The North feels that the South must scrap the war games and stop slandering its government, added the Korean Central News Agency.

The Korean Peninsula has been locked in a cycle of military rhetoric since the Korean War, which lasted from 1950 to 1953. No peace deal has been signed since then, meaning that Pyongyang and Seoul remain technically at war.

In the year 2000, then South Korean President Kim Dae-Jung and North Korea's late leader Kim Jong-Il agreed in a landmark summit on reconciliation and cooperation between the two countries.

However, both sides have since then traded allegations of insincerity.  

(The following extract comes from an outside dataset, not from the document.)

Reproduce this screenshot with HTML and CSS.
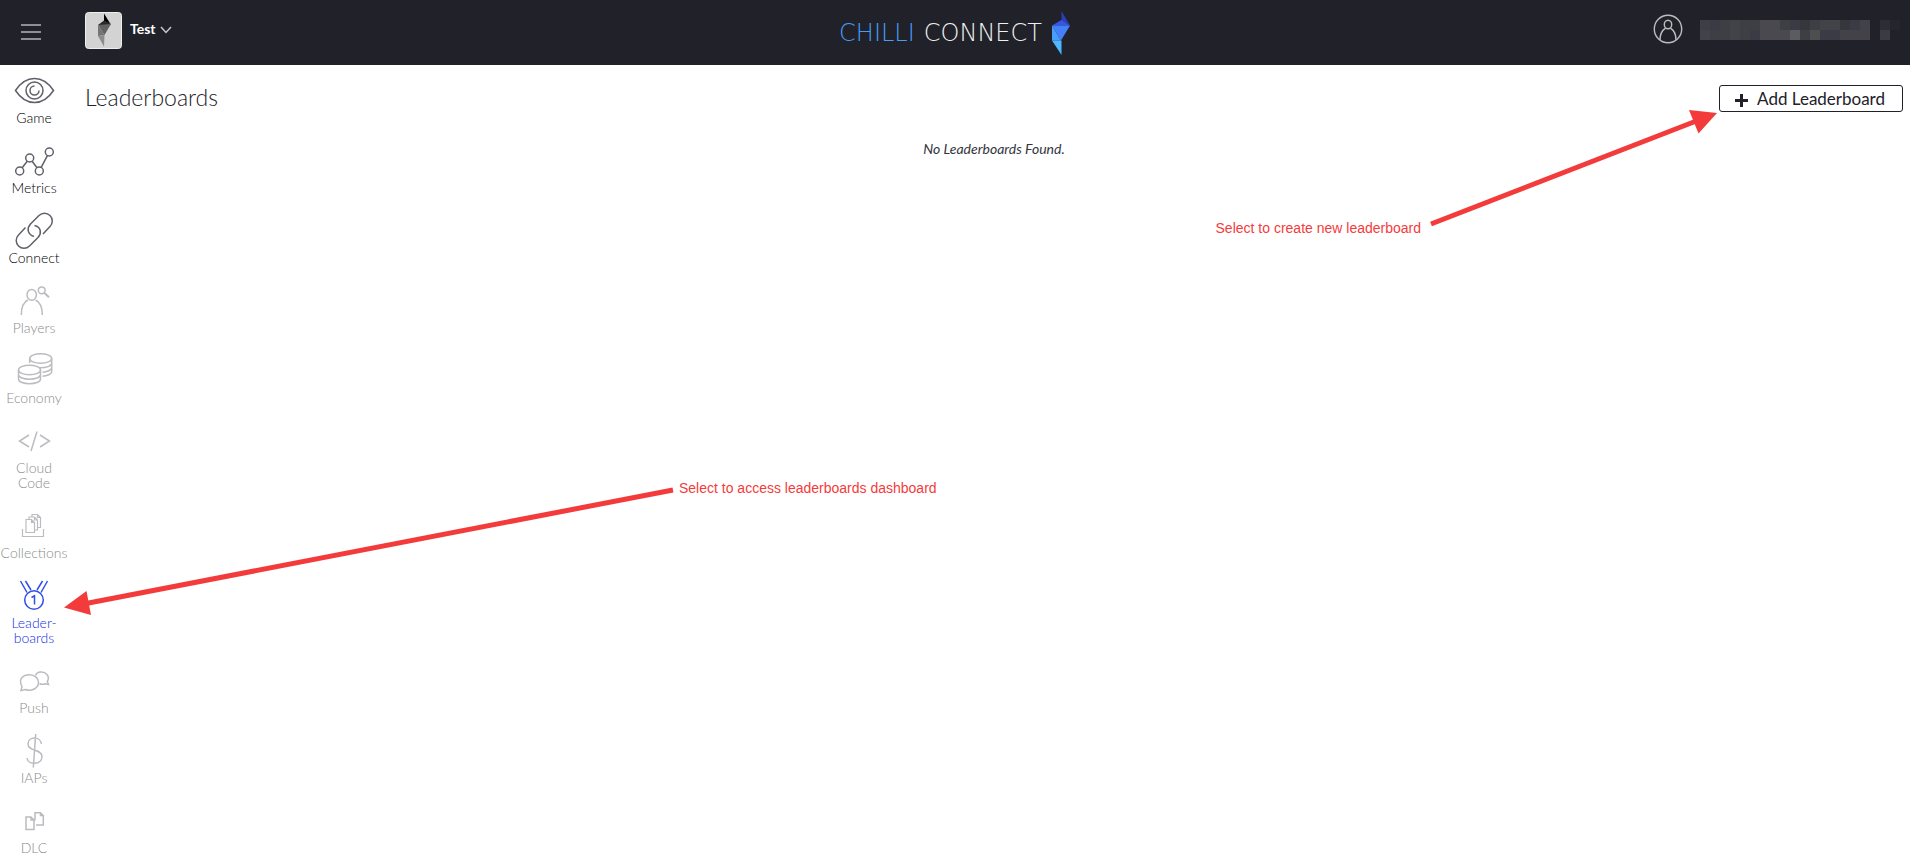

This picture taken on June 1, 2015 shows South Korean naval vessels during a joint anti-submarine drill with the US at sea off the southern island of Jeju. AFP photo

 

Every year, South Korean and US soldiers perform massive military exercises right across the border from North Korea, an act that Pyongyang has repeatedly viewed as provocative.

This wasn’t the first time that North Korea pleaded with its southern neighbor to halt such military drills. Seoul has previously rejected the North's frequent calls to stop performing such drills with its key ally, the United States.

Tensions between the two countries remain high. Soul, for its part, blames the North for the tensions citing a series of North Korean ballistic missile tests as well as what it calls nuclear threats.

In January, North Korean leader Kim Jong-Un proposed the "highest-level" talks with the South.

The last round of such high-level talks between Seoul and Pyongyang were held in February 2014.

The results of the negotiations saw for the first time in three years, the North hosting a reunion between separated families the same month.